In morning trade the Rural Funds Group (ASX: RFF) share price has rebounded slightly after its management team responded to a second scathing research report.
In morning trade the agriculture-focused property group's shares have climbed 4% to $1.69.
What did Rural Funds announce?
Last week Bucephalus Research alleged that Rural Funds' assets were being inflated through financial engineering and creative accounting and labelled the company as a Ponzi scheme that could collapse at any time.
This sent the Rural Funds share price crashing lower, leading to it recording a decline of 19% over the final two days of the week.
This morning the embattled property group responded to the research house's report and advised that it "remains of the opinion that the claims are substantially similar to those made in recent documents and again rejects the claims made in the Bucephalus Document."
The company then picked out a number of specific claims to refute. These include:
"The [JBS] deal allowed RFM to use RFF money to take a 100% equity stake in J&F at no cost. This gives RFM any upside, and a 1% fee the credit instrument issued to RFF, leaving RFF exposed to the downside."

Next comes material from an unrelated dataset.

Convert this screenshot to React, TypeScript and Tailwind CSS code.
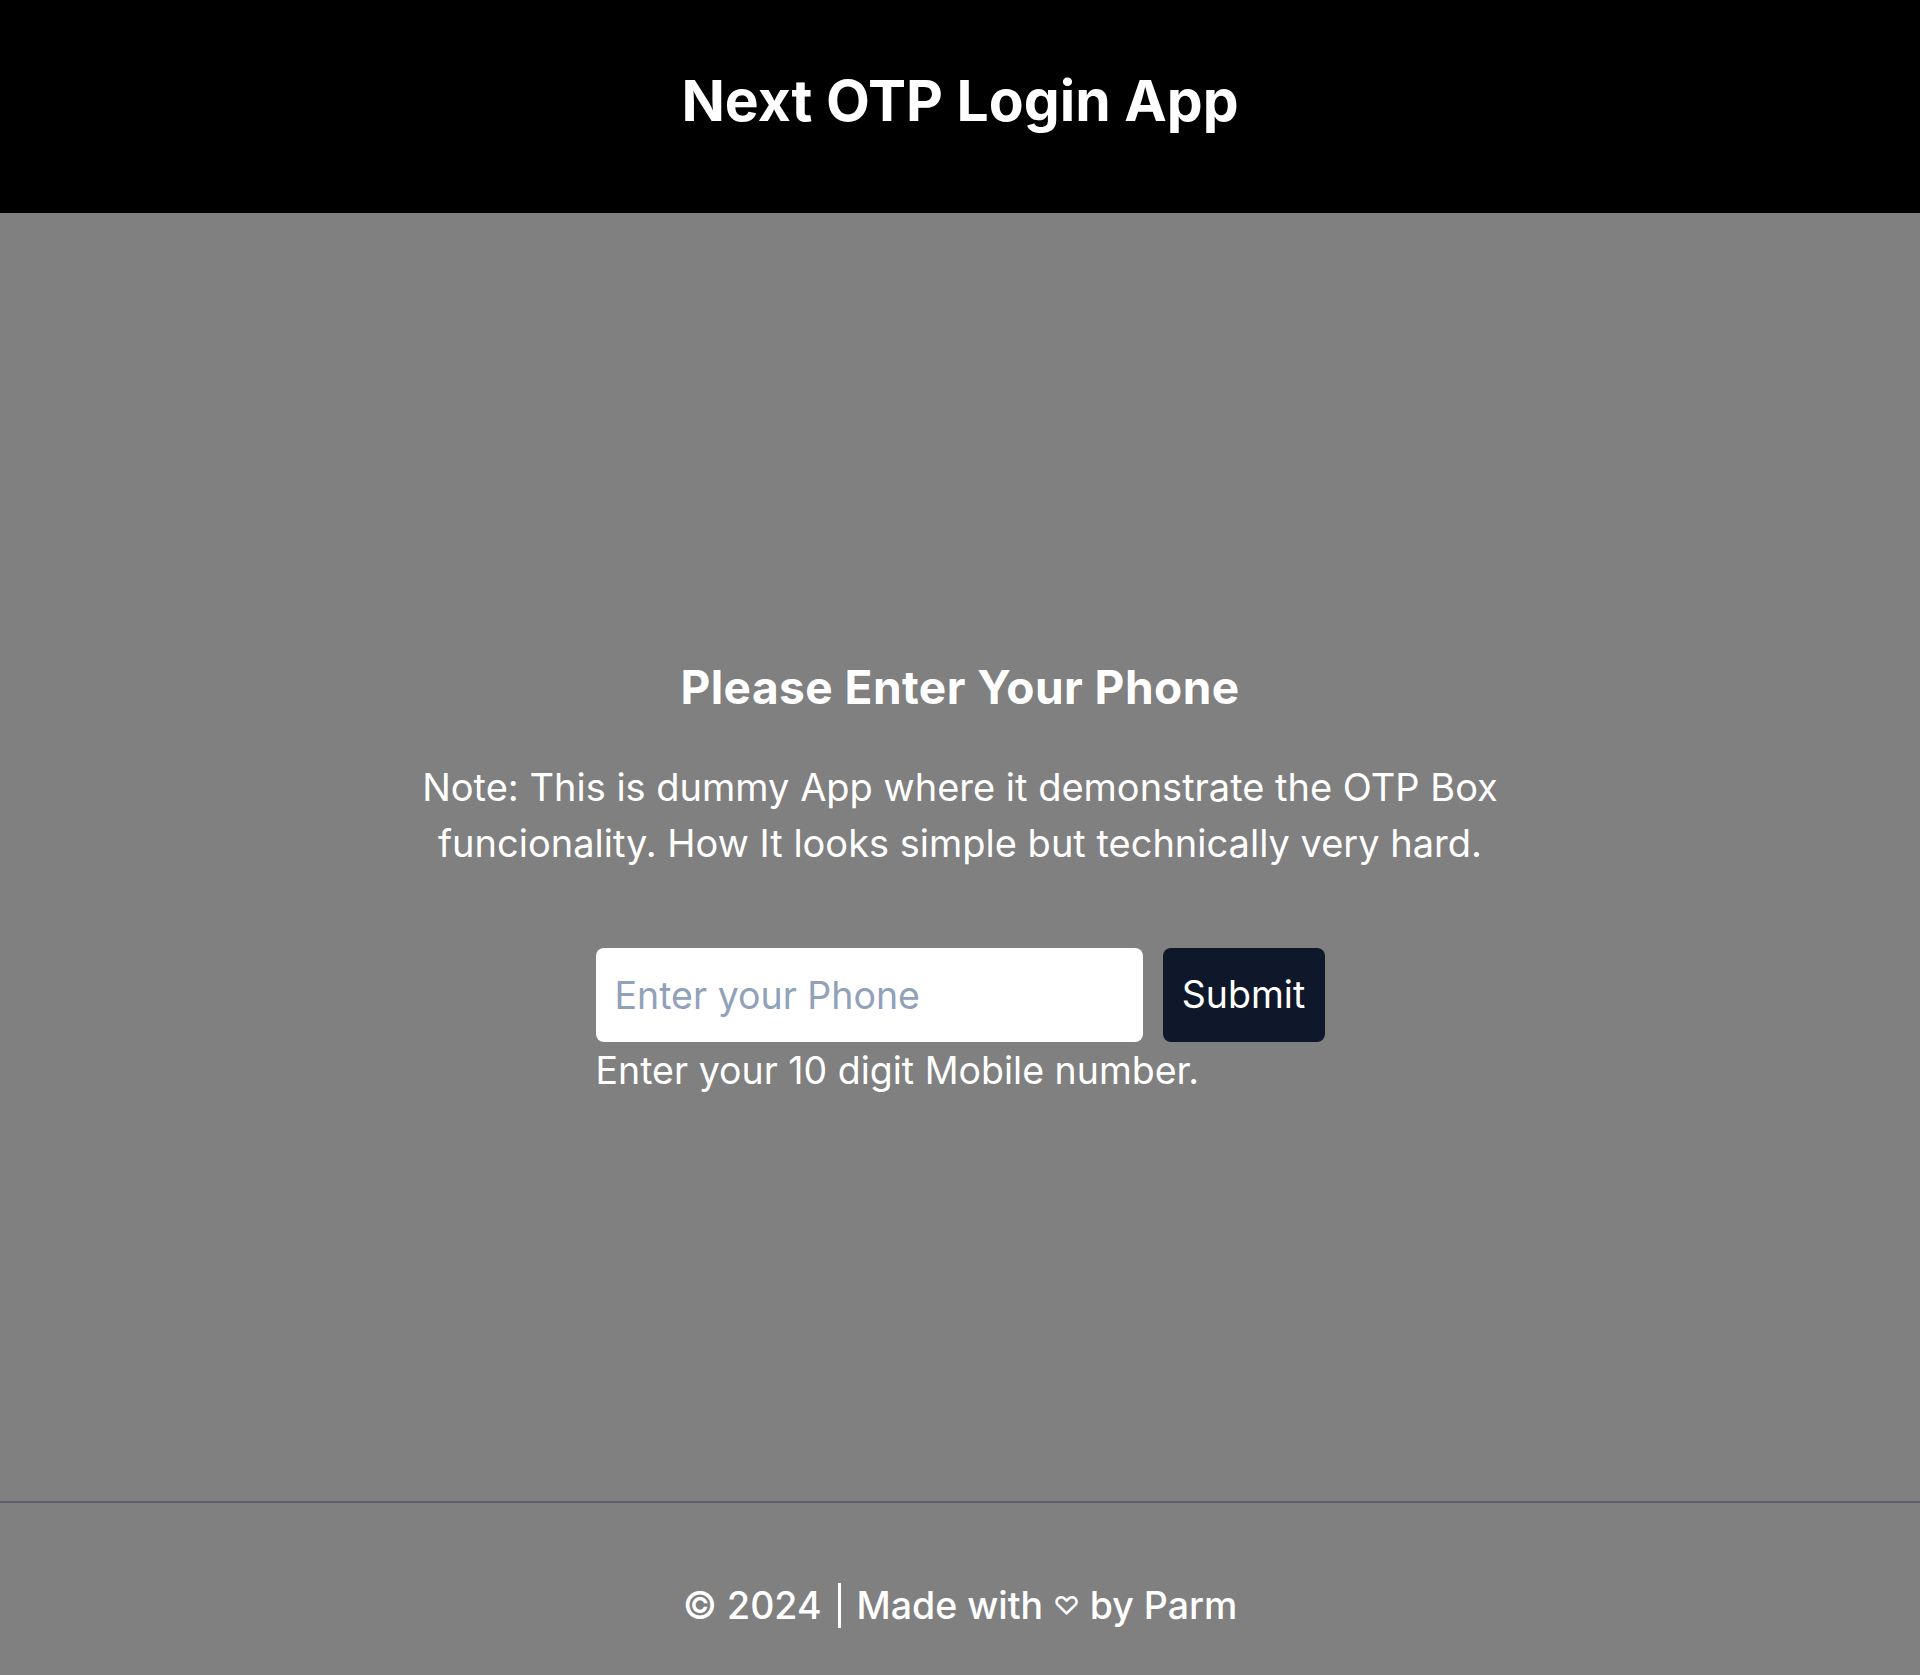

The company advised that "This statement is false and misleading" and pointed investors to its Retail Offer Booklet and Explanatory Memorandum issued in July 2018.
The Bucephalus report also claimed that Rural Funds is booking assets expenses as asset improvements.
Management responded by saying that the "statement is false and misleading" and that "costs may only be capitalised in the event that they result in future economic benefits to the asset. RFF capitalises costs relating to capital improvements on the properties. These capitalised costs attract additional lease revenue and have been audited by PricewaterhouseCoopers."
And in response to the company being labelled a Ponzi scheme, management dismissed this and stressed that only cash generated from leasing assets are used for distributions to unitholders.
It said: "RFF has raised capital to acquire new income generating assets. Investor distributions are funded by cash, which is generated by leasing assets, not from capital raised from investors. RFF's FY19 adjusted funds from operations payout ratio was 78%, which means distributions are sufficiently covered by operating cash flows with surplus cash flow to reinvest or reduce debt."
The company concluded by reiterating that each released document is false, misleading, and speculative, and encouraged investors to consider carefully the full rebuttal of these claims.
It also reminded investors that Rural Funds Management "has commenced proceedings in the Supreme Court of New South Wales to demonstrate the false and misleading character of the Bonitas allegations, which allegations have been slavishly repeated by Bucephalus."